Sliding, skidding and spinning out are three amplified risks in winter weather— especially in West Linn, where hills present an added safety challenge. By being a defensive driver and taking some basic precautions, you can increase your safety and the safety of those around you.
On “black ice,” or nearly invisible ice coating the roadway, it can take nine times longer to stop a car. Luckily, the city of West Linn and many surrounding areas work to minimize traffic risks in icy surroundings.
“Starting about the 15th of November, we get our trucks geared up,” Jeff Randall, Transportation Division Supervisor of West Linn, said. “It’s just kind of a wait-and-see type of situation.”
The City of West Linn has four trucks that de-ice streets using de-icer, sand and salt. Last winter alone, the trucks put down 1,100 gallons of de-icer, using less than half of the $6,000 budget set aside for de-icing streets. This coming winter is expected to be a bit icy in January, but according to Randall, “nothing out of the ordinary.”
“If we’re gonna have ice in the morning or a chance of ice, we’ll try to go out the day before and put out the de-icer,” Randall said. “That just helps the ice from forming on the pavement. We have salt that we put down on the streets if need be.”
Several hills that serve a lot of traffic are closed when roads become slick, such as Pimlico, Marylhurst and 12th Steet in Old Willamette (which leads down to Willamette Park). Alternatives to these streets include Salamo Road and Sunset Avenue. West Linn Snow Routes can be found on http://westlinnoregon.gov/maps/winter-weather-routes.
“Hidden Springs is probably one of the busier streets we’ll close down, and when the weather’s really bad, we’ll just keep two streets open— Salamo Road and Sunset Ave,” Randall said. “Those are the only two we concentrate on keeping open during the really bad weather. People who live off of Marylhurst on the North end of town might have to come all the way down and use Sunset as an alternative.”
The most fundamental tool to driving on ice, snow or otherwise slippery roads is to slow down and increase following distance from eight to ten seconds, especially down hills. When the posted speed is 45 or even 25 miles per hour, one needs to significantly reduce his or her speed; according to Howstuffworks.com, traffic speed will slow anywhere from five to 40 percent in slick settings.

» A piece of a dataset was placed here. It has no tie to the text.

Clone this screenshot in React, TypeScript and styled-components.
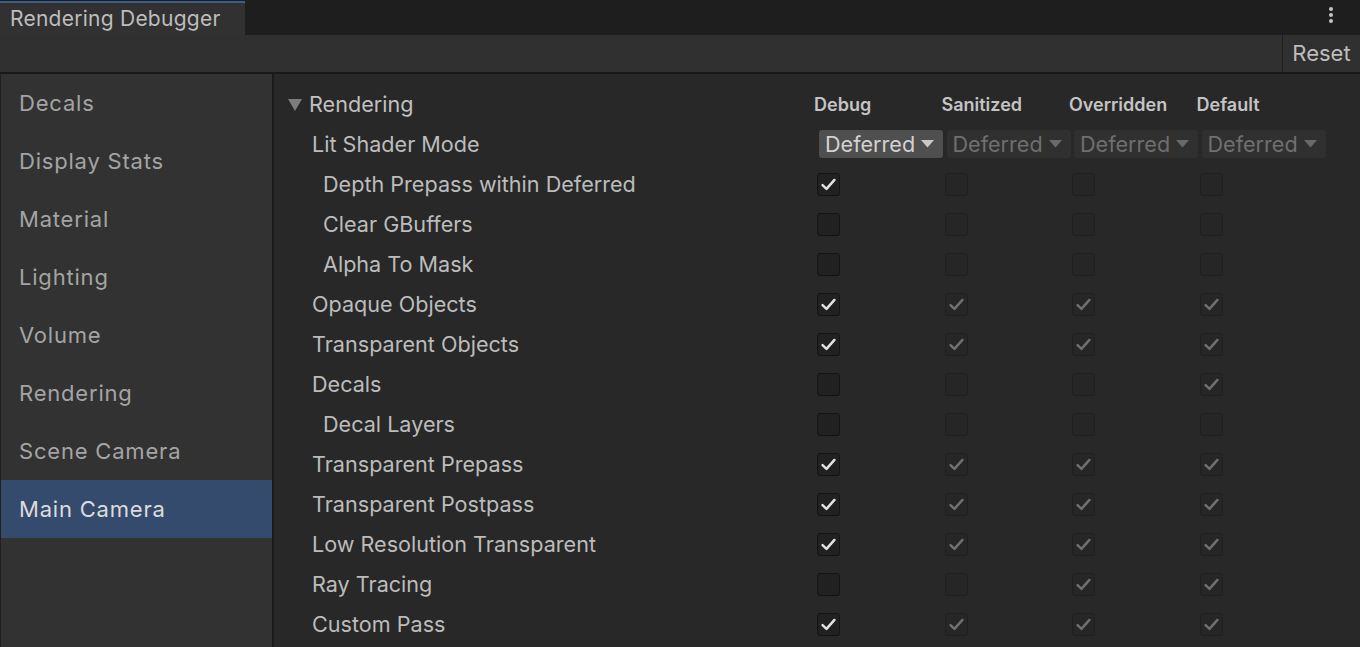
import React from "react";
import styled, { createGlobalStyle } from "styled-components";

const GlobalStyle = createGlobalStyle`
  html, body {
    margin: 0;
    padding: 0;
    background: #282828;
    font-family: Inter, "Noto Sans", "Liberation Sans", sans-serif;
    overflow: hidden;
  }
`;

type Row = {
  label: string;
  indent?: boolean;
  values?: boolean[];
  dropdown?: boolean;
};

const rows: Row[] = [
  { label: "Lit Shader Mode", dropdown: true },
  { label: "Depth Prepass within Deferred", indent: true, values: [true, false, false, false] },
  { label: "Clear GBuffers", indent: true, values: [false, false, false, false] },
  { label: "Alpha To Mask", indent: true, values: [false, false, false, false] },
  { label: "Opaque Objects", values: [true, true, true, true] },
  { label: "Transparent Objects", values: [true, true, true, true] },
  { label: "Decals", values: [false, false, false, true] },
  { label: "Decal Layers", indent: true, values: [false, false, false, false] },
  { label: "Transparent Prepass", values: [true, true, true, true] },
  { label: "Transparent Postpass", values: [true, true, true, true] },
  { label: "Low Resolution Transparent", values: [true, true, true, true] },
  { label: "Ray Tracing", values: [false, false, true, true] },
  { label: "Custom Pass", values: [true, true, true, true] },
];

const panels = [
  "Decals",
  "Display Stats",
  "Material",
  "Lighting",
  "Volume",
  "Rendering",
  "Scene Camera",
  "Main Camera",
];

const columns = ["Debug", "Sanitized", "Overridden", "Default"];

const Check: React.FC<{ color: string }> = ({ color }) => (
  <svg width="17" height="17" viewBox="0 0 16 16">
    <path
      d="M2.4 8.6 L6.1 12.1 L13.6 3.7"
      fill="none"
      stroke={color}
      strokeWidth="2.3"
      strokeLinecap="round"
      strokeLinejoin="round"
    />
  </svg>
);

const Arrow: React.FC<{ color: string }> = ({ color }) => (
  <svg width="13" height="8" viewBox="0 0 13 8">
    <path d="M0 0 L13 0 L6.5 7.5 Z" fill={color} />
  </svg>
);

const App: React.FC = () => {
  return (
    <>
      <GlobalStyle />
      <Window>
        <TabStrip>
          <Tab>Rendering Debugger</Tab>
          <Kebab>
            <Dot />
            <Dot />
            <Dot />
          </Kebab>
        </TabStrip>
        <Toolbar>
          <ResetButton>Reset</ResetButton>
        </Toolbar>
        <Body>
          <Sidebar>
            {panels.map((p) => (
              <PanelItem key={p} $selected={p === "Main Camera"}>
                {p}
              </PanelItem>
            ))}
          </Sidebar>
          <Content>
            <Grid>
              <HeaderLabel>
                <Foldout>
                  <svg width="14" height="12" viewBox="0 0 14 12">
                    <path d="M0 0 L14 0 L7 12 Z" fill="#7d7d7d" />
                  </svg>
                </Foldout>
                Rendering
              </HeaderLabel>
              {columns.map((c) => (
                <ColumnTitle key={c}>{c}</ColumnTitle>
              ))}
              {rows.map((r) => (
                <React.Fragment key={r.label}>
                  <Label $indent={r.indent}>{r.label}</Label>
                  {r.dropdown
                    ? columns.map((c, i) => (
                        <Cell key={c}>
                          <Dropdown $active={i === 0}>
                            Deferred
                            <Arrow color={i === 0 ? "#c8c8c8" : "#6a6a6a"} />
                          </Dropdown>
                        </Cell>
                      ))
                    : r.values!.map((v, i) => (
                        <Cell key={i}>
                          <Box $active={i === 0}>
                            {v && <Check color={i === 0 ? "#e4e4e4" : "#707070"} />}
                          </Box>
                        </Cell>
                      ))}
                </React.Fragment>
              ))}
            </Grid>
          </Content>
        </Body>
      </Window>
    </>
  );
};

export default App;

const Window = styled.div`
  width: 1360px;
  height: 647px;
  display: flex;
  flex-direction: column;
  background: #282828;
`;

const TabStrip = styled.div`
  height: 35px;
  background: #1e1e1e;
  display: flex;
  align-items: flex-end;
  justify-content: space-between;
`;

const Tab = styled.div`
  width: 245px;
  height: 34px;
  box-sizing: border-box;
  border-top: 2px solid #3a5f8c;
  background: #313131;
  color: #bdbdbd;
  font-size: 21px;
  letter-spacing: 0.25px;
  padding-left: 10px;
  display: flex;
  align-items: center;
  padding-bottom: 2px;
`;

const Kebab = styled.div`
  align-self: stretch;
  width: 60px;
  display: flex;
  flex-direction: column;
  align-items: center;
  justify-content: center;
  gap: 2px;
  padding-bottom: 6px;
  padding-left: 1px;
  box-sizing: border-box;
`;

const Dot = styled.span`
  width: 4px;
  height: 4px;
  border-radius: 50%;
  background: #c4c4c4;
`;

const Toolbar = styled.div`
  height: 37px;
  background: #303030;
  border-bottom: 2px solid #191919;
  display: flex;
  justify-content: flex-end;
`;

const ResetButton = styled.div`
  width: 77px;
  border-left: 1px solid #1e1e1e;
  color: #bdbdbd;
  font-size: 22px;
  display: flex;
  align-items: center;
  justify-content: center;
  padding-bottom: 1px;
`;

const Body = styled.div`
  flex: 1;
  display: flex;
  min-height: 0;
`;

const Sidebar = styled.div`
  width: 274px;
  flex-shrink: 0;
  background: #323232;
  border-left: 1px solid #202020;
  border-right: 2px solid #1b1b1b;
  box-sizing: border-box;
`;

const PanelItem = styled.div<{ $selected?: boolean }>`
  height: 58px;
  display: flex;
  align-items: center;
  padding-left: 18px;
  font-size: 22px;
  letter-spacing: 0.8px;
  color: ${(p) => (p.$selected ? "#dcdcdc" : "#a4a4a4")};
  background: ${(p) => (p.$selected ? "#354b6d" : "transparent")};
`;

const Content = styled.div`
  flex: 1;
  padding-top: 10px;
  padding-right: 33px;
`;

const Grid = styled.div`
  display: grid;
  grid-template-columns: 1fr repeat(4, 127.5px);
  grid-auto-rows: 40px;
`;

const HeaderLabel = styled.div`
  display: flex;
  align-items: center;
  padding-left: 14px;
  font-size: 21.6px;
  color: #c0c0c0;
`;

const Foldout = styled.span`
  display: inline-flex;
  margin-right: 7px;
  margin-top: 2px;
`;

const ColumnTitle = styled.div`
  display: flex;
  align-items: center;
  margin-left: -3px;
  font-size: 18px;
  font-weight: 600;
  color: #c4c4c4;
`;

const Label = styled.div<{ $indent?: boolean }>`
  display: flex;
  align-items: center;
  padding-left: ${(p) => (p.$indent ? 49 : 38)}px;
  font-size: 21.6px;
  color: #bcbcbc;
`;

const Cell = styled.div`
  display: flex;
  align-items: center;
`;

const Dropdown = styled.div<{ $active?: boolean }>`
  margin-left: 2px;
  width: 124px;
  height: 28px;
  box-sizing: border-box;
  border-radius: 3px;
  background: ${(p) => (p.$active ? "#4f4f4f" : "#303030")};
  color: ${(p) => (p.$active ? "#d2d2d2" : "#6f6f6f")};
  font-size: 21.6px;
  display: flex;
  align-items: center;
  justify-content: space-between;
  padding: 0 9px 0 6px;
`;

const Box = styled.div<{ $active?: boolean }>`
  width: 23px;
  height: 23px;
  box-sizing: border-box;
  border-radius: 3px;
  background: ${(p) => (p.$active ? "#212121" : "#262626")};
  border: 1px solid ${(p) => (p.$active ? "#141414" : "#1f1f1f")};
  display: flex;
  align-items: center;
  justify-content: center;
`;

Acceleration or deceleration should be done carefully, as accelerating or braking too early may send a vehicle into a skid. Avoid braking if you can and simply roll your vehicle until traffic changes occur, according to the American Automobile Association.
To avoid a skid, you may use an anti-lock braking system if your car is installed with one, or you may simply pump the brakes or push down hard and then release brakes to maintain traction. When caught in a skid, remember to not accelerate or brake, as this may aggravate your case. Always steer in the direction of the skid and do not brake until your car is controlled.
Not only is it important how the car is controlled externally, but internally as well. According to LP Gas Magazine, “distractions such as loud music, channel surfing, cell phone use, fast food, hot or cold beverages, cab clutter and map reading can be major risk factors.” Be sure to minimize your interruptions so you may concentrate on your surroundings.
In addition to making sure your vehicle is in good condition for surviving the cold (old battery is replaced, thin engine lubricant is used, wiper blades are functional, etc.), Randall suggests bringing sand or cat litter with you when driving, which can be a life-saver in helping you gain traction if your car is stuck. Sandbags can be used to add a couple hundred pounds’ weight to the rear of the car— the more centered over the car’s axile, the most functional.
“Just beware of the weather, because it changes,” Randall said. “The coldest temperatures are usually in the morning before the sun rises. Make sure to drive an appropriate speed. I think it’s just being prepared and having the mindframe to be prepared for it.”